ST. LOUIS — The George Clooney question. It’s a question that Kevin Renick has heard many times.

“I did not meet George Clooney. Everybody always asks me that,” said Renick. “Especially women. 'Did you meet George? Did you meet George?' No, I didn't meet George.”

Remember 2009, when George Clooney came to St. Louis to make a movie, shooting scenes at Lambert Airport for the feature film “Up In The Air”?

The movie about losing your job was art imitating life for Renick, who had been fired from his advertising job.

“It's like everything was a downturn in the economy at that time and “Up In The Air” was kind of about that,” said Renick.

With his life temporarily up in the air, Renick wrote a song about it, not realizing until later that filmmaker Jason Reitman was making a movie in St.
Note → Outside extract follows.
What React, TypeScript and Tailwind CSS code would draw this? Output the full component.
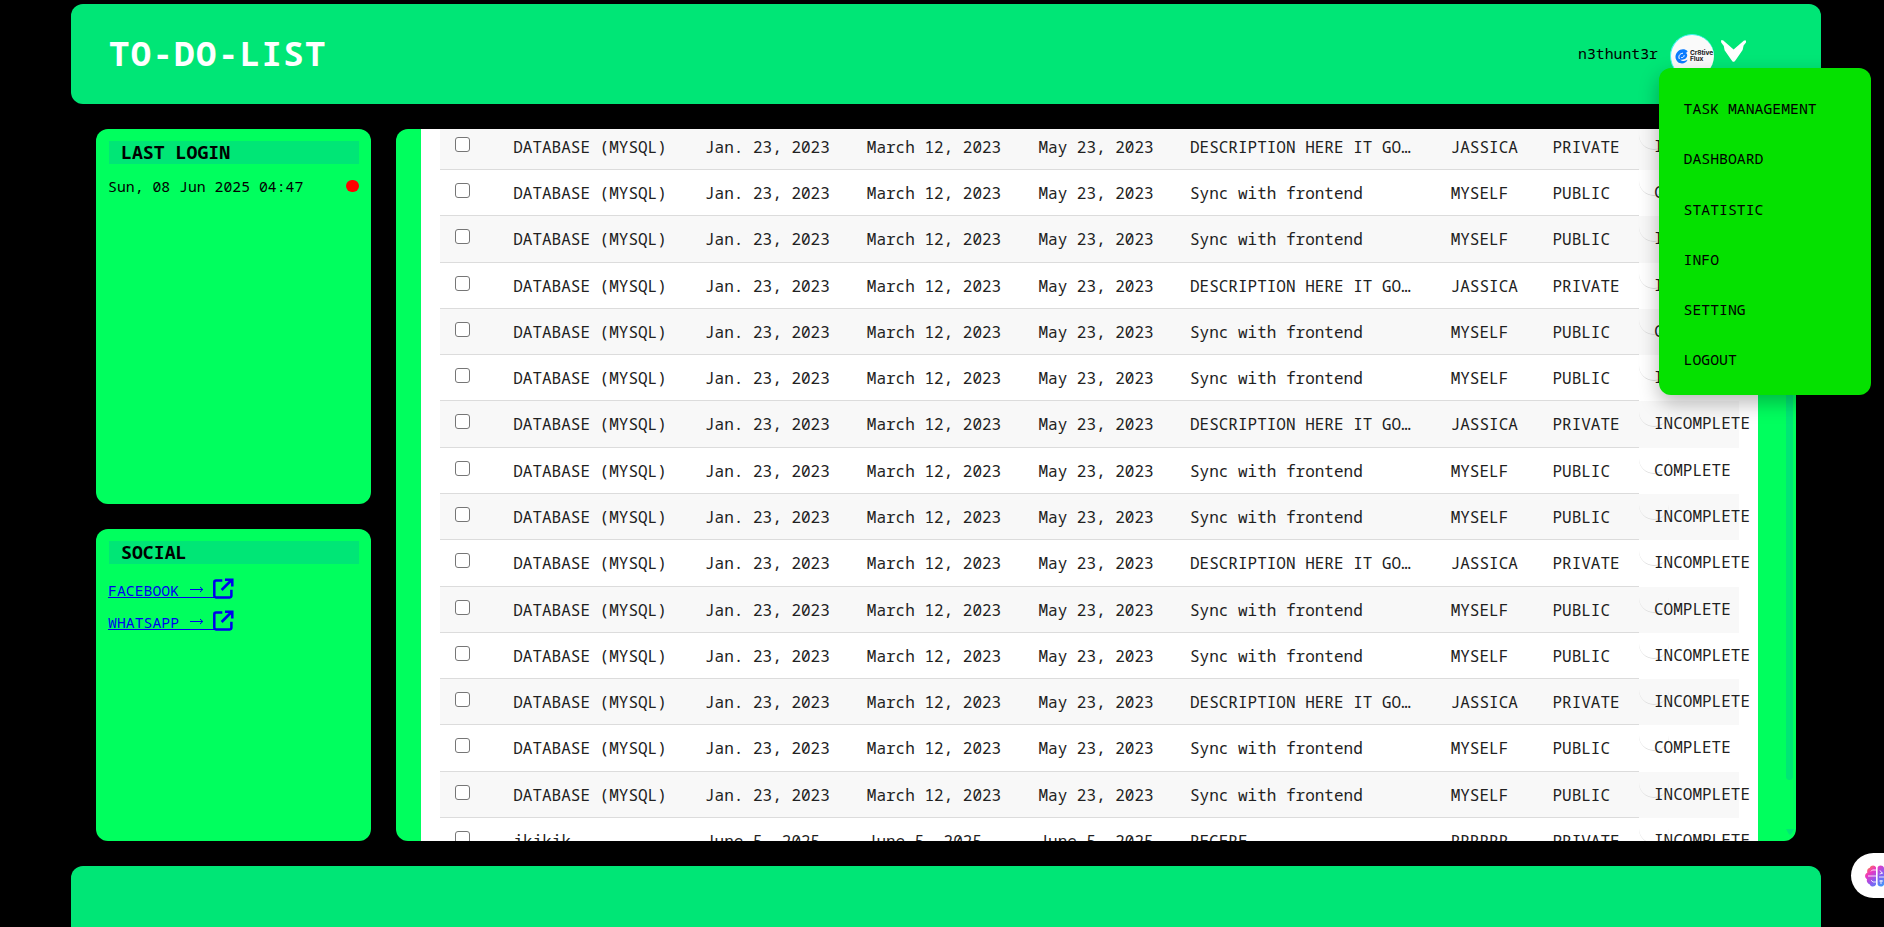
import type { ReactNode } from "react";

type Task = {
  name: string;
  created: string;
  start: string;
  due: string;
  description: string;
  owner: string;
  privacy: string;
  status: string;
};

const base = { name: "DATABASE (MYSQL)", created: "Jan. 23, 2023", start: "March 12, 2023", due: "May 23, 2023" };
const jassica: Task = { ...base, description: "DESCRIPTION HERE IT GO…", owner: "JASSICA", privacy: "PRIVATE", status: "INCOMPLETE" };
const done: Task = { ...base, description: "Sync with frontend", owner: "MYSELF", privacy: "PUBLIC", status: "COMPLETE" };
const open: Task = { ...done, status: "INCOMPLETE" };

const tasks: Task[] = [
  ...Array.from({ length: 5 }).flatMap(() => [jassica, done, open]),
  {
    name: "jkjkjk",
    created: "June 5, 2025",
    start: "June 5, 2025",
    due: "June 5, 2025",
    description: "REGERE",
    owner: "RRRRRR",
    privacy: "PRIVATE",
    status: "INCOMPLETE",
  },
];

const menu = ["TASK MANAGEMENT", "DASHBOARD", "STATISTIC", "INFO", "SETTING", "LOGOUT"];

function ExternalIcon() {
  return (
    <svg className="ml-[-1px] h-[21px] w-[21px] shrink-0" viewBox="0 0 21 21" fill="none" stroke="#0000ee" strokeWidth="2.5">
      <path d="M9.3 2.6H3Q1.3 2.6 1.3 4.2V17.6Q1.3 19.4 3 19.4H16.8Q18.4 19.4 18.4 17.6V11.8" />
      <path d="M8.6 12L18.6 2" />
      <path d="M12 1.7H19.3V8.5" />
      <path d="M14.6 1H20V6.4Z" fill="#0000ee" stroke="none" />
    </svg>
  );
}

function Avatar() {
  return (
    <div className="flex h-11 w-11 items-center gap-[2px] overflow-hidden rounded-full border-t border-l border-[#3ff5ef] bg-[#fafafa] pl-1">
      <svg className="h-[15px] w-[13px] shrink-0" viewBox="0 0 13 15">
        <path d="M12.6 2.2C9.8 -.6 5.4 -.2 2.8 2.4C-.4 5.6 -.2 10.4 2.8 13C5.8 15.4 10.6 15 12.6 10.8C10.2 12.4 6.8 12.4 5.2 10.4C8.8 11.4 12.2 9.2 12.2 6.2C12.2 5 11.6 4.2 10.4 4C11.6 3.6 12.4 3 12.6 2.2Z" fill="#0a7cff" />
        <path d="M4.4 10C3 7.4 4.6 4.4 8 4.2M6.2 8.6C7.8 8.8 9.2 7.8 9.2 6.2" fill="none" stroke="#fff" strokeWidth="1" />
      </svg>
      <div className="font-['Inter',sans-serif] text-[6.6px] leading-[6px] font-bold tracking-[-0.1px] text-[#222]">
        Cr8tive
        <br />
        Flux
      </div>
    </div>
  );
}

function Brain() {
  return (
    <svg className="h-[22px] w-[24px] shrink-0" viewBox="0 0 24 22">
      <defs>
        <linearGradient id="brain" x1="0" y1="0" x2="1" y2="1">
          <stop offset="0" stopColor="#ff9d1e" />
          <stop offset=".28" stopColor="#ee35c0" />
          <stop offset=".55" stopColor="#8a5cf0" />
          <stop offset="1" stopColor="#22b4ff" />
        </linearGradient>
      </defs>
      <path
        fill="url(#brain)"
        d="M11 2.4C10.2 -.2 5.8 -.4 4.8 2.8C2.6 3.2 1.6 5.6 2.4 7.6C-.6 9 -.6 13 2 14.2C1.2 16.4 2.6 18.6 4.6 19.2C5.6 22.2 10 22.4 11 19.6ZM12.6 2.4C13.4 -.2 18 -.4 19 2.8C21.2 3.4 22.2 5.6 21.4 7.6C24.4 9 24.4 13 21.8 14.2C22.6 16.4 21.2 18.6 19.2 19.2C18.2 22.2 13.6 22.4 12.6 19.6Z"
      />
      <path d="M11 5H7.4L6 6.4M3 11H11M6 15.2L8 17H11M15 5.4L17 8M14.6 9L18 8M14.4 16H18M16 15V19M19 12H14" fill="none" stroke="#fff" strokeOpacity=".85" strokeWidth="1" />
    </svg>
  );
}

function Card({ title, className, children }: { title: string; className: string; children: ReactNode }) {
  return (
    <section className={`rounded-xl bg-[#00ff5e] px-[13px] pt-3 ${className}`}>
      <h2 className="mr-[-1px] h-[23px] bg-[#00e676] pl-3 text-[18.2px] leading-[23px] font-bold">{title}</h2>
      {children}
    </section>
  );
}

function Row({ task, striped }: { task: Task; striped: boolean }) {
  return (
    <div className="flex h-[46.29px] text-base leading-6 whitespace-nowrap text-[#212121]">
      <div
        className={`grid w-[1199px] grid-cols-[73.2px_191.8px_161.8px_171.7px_151.5px_260.7px_101.8px_86.5px] border-b border-[#dcdcdc] pt-[11px] ${striped ? "bg-[#f8f8f8]" : "bg-white"}`}
      >
        <div className="pt-[2px] pl-[15px]">
          <div className="h-[15px] w-[15px] rounded-[3px] border border-[#767676] bg-white" />
        </div>
        <div>{task.name}</div>
        <div>{task.created}</div>
        <div>{task.start}</div>
        <div>{task.due}</div>
        <div>{task.description}</div>
        <div>{task.owner}</div>
        <div>{task.privacy}</div>
      </div>
      <div className={`relative w-[100px] pt-[10px] pl-[15px] ${striped ? "bg-[#f8f8f8]" : "bg-white"}`}>
        <div className="absolute top-[-4px] left-0 h-[30px] w-[30px] rounded-full border-b border-[#dcdcdc]" />
        <span className="relative">{task.status}</span>
      </div>
    </div>
  );
}

export default function App() {
  return (
    <div className="relative flex h-[927px] w-[1884px] flex-col gap-[25px] overflow-hidden bg-black pt-1 pr-[63px] pl-[71px] font-['Noto_Sans_Mono','DejaVu_Sans_Mono',monospace] text-[14.8px] text-black">
      <header className="flex h-[100px] shrink-0 items-center rounded-xl bg-[#00e676] pr-[75px] pl-[38px]">
        <h1 className="mb-[2px] text-[34px] leading-[44px] font-bold tracking-[1.38px] text-white">TO-DO-LIST</h1>
        <div className="ml-auto flex items-start">
          <span className="mt-[12px] leading-5">n3thunt3r</span>
          <div className="ml-3 pt-[3px]">
            <Avatar />
          </div>
          <svg className="mt-[9px] ml-[7px] h-[22px] w-[25px]" viewBox="0 0 25 22" fill="#fff">
            <path d="M0 .3H2L12.6 9.6L23 .6L25 .6V2.4L22.6 5.6L21.6 10L14.4 20.4L13.2 21.8H11.8L10.4 20L3.6 10.2L2.8 6L.2 2.6Z" />
          </svg>
        </div>
      </header>

      <div className="flex h-[712px] shrink-0 gap-[25px] px-[25px]">
        <aside className="flex w-[275px] flex-col gap-[25px]">
          <Card title="LAST LOGIN" className="h-[375px]">
            <div className="mt-[11px] mr-[-1px] ml-[-1px] flex items-center justify-between leading-[22px]">
              <span>Sun, 08 Jun 2025 04:47</span>
              <span className="h-3 w-[13px] rounded-full bg-[#ff0000]" />
            </div>
          </Card>
          <Card title="SOCIAL" className="h-[312px]">
            <div className="mt-[14px] ml-[-1px] flex flex-col gap-[11px] text-[#0000ee]">
              {["FACEBOOK", "WHATSAPP"].map((label) => (
                <a key={label} href="#" className="flex h-[21px] items-start">
                  <span className="mt-[5px] flex h-[15px] w-[106px] items-end border-b border-[#0000ee] whitespace-pre">
                    <span className="leading-[13px]">{label}</span>
                    <svg className="mb-[4px] ml-[11px] h-[7px] w-[14px]" viewBox="0 0 14 7" fill="none" stroke="#0000ee">
                      <path d="M0 3.5H12.5M10 1L12.8 3.5L10 6" />
                    </svg>
                  </span>
                  <ExternalIcon />
                </a>
              ))}
            </div>
          </Card>
        </aside>

        <main className="relative w-[1400px] overflow-hidden rounded-xl bg-[#00ff5e] pl-[25px]">
          <div className="flow-root h-full w-[1337px] bg-white pl-[19px]">
            <div className="mt-[-5.3px]">
              {tasks.map((task, i) => (
                <Row key={i} task={task} striped={i % 2 === 0} />
              ))}
            </div>
          </div>
          <div className="absolute top-0 right-[3px] h-[651px] w-[7px] rounded-full bg-[#00e676]" />
          <svg className="absolute right-[2px] bottom-[6px] h-[6px] w-[8px]" viewBox="0 0 8 6" fill="#00e676">
            <path d="M0 0H8L5 5.4H3Z" />
          </svg>
        </main>
      </div>

      <footer className="h-[100px] shrink-0 rounded-xl bg-[#00e676]" />

      <nav className="absolute top-[68px] left-[1659px] flex h-[327px] w-[212px] flex-col rounded-xl bg-[#05e100] pt-[15px] pl-[24.5px] shadow-[0_8px_20px_rgba(0,0,0,0.28)]">
        {menu.map((item) => (
          <a key={item} href="#" className="h-[50.3px] leading-[50px]">
            {item}
          </a>
        ))}
      </nav>

      <div className="absolute top-[853px] left-[1851px] flex h-[45px] w-[60px] items-center rounded-l-full bg-white pl-[14px]">
        <Brain />
      </div>
    </div>
  );
}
Louis by the same name.

“What inspired it was feeling like I was just lost. That there are all these choices out there and hope that I wanted to have, but just wasn't really happening yet,” said Renick. “You know, I felt like I was letting my family down by struggling with money, letting friends down. They were always saying, 'Yo, get your feet on the ground.' I have a line like that in the song.”

Eventually Renick learned about the movie starring George Clooney. No way he could get his song in front of movie director Jason Reitman.... Right?

“In February of 2009, he came to my old college, Webster University and did a lecture. And that's an infamous moment in my life, ‘cause I had to overcome my fear to give him my little cassette tape with a demo on it that I just cut the previous night,” said Renick. “I thought he was going to throw it right in the trash because it was on cassette.”

The cassette did not wind up in the trash. It wound up in Reitman’s movie, playing during the credits. 

“I'd walked the red carpet and I just thought, ‘is this actually happening? I've got a song in a major Hollywood movie.' And yeah, it just, it felt like I was on drugs, only I wasn’t on drugs. But that’s what it felt like,” recalled Renick.

Ten years and five self-released albums later, Renick is still in the music business. He performs in a Neil Young tribute band called Shakey Deal. He also teaches songwriting at St. Louis Community College.

A CD release event for the album by Renick’s students is Friday, Nov. 15, at the Webster Groves Theater Guild at 7 p.m.       

“We're doing this album called “A Time to Write a Song”, which is all the students in this class. I'm contributing original songs about life and their situation and I'm producing the album that would be my first credit as a producer,” said Renick. 

Besides collaborating on new music, Renick has a lot of life lessons to pass along to his students. “Overcoming fear is absolutely a big theme in my life. It's something I say to every student.”

A key Kevin Renick lesson? 

It’s possible to stick the landing when you find yourself up in the air.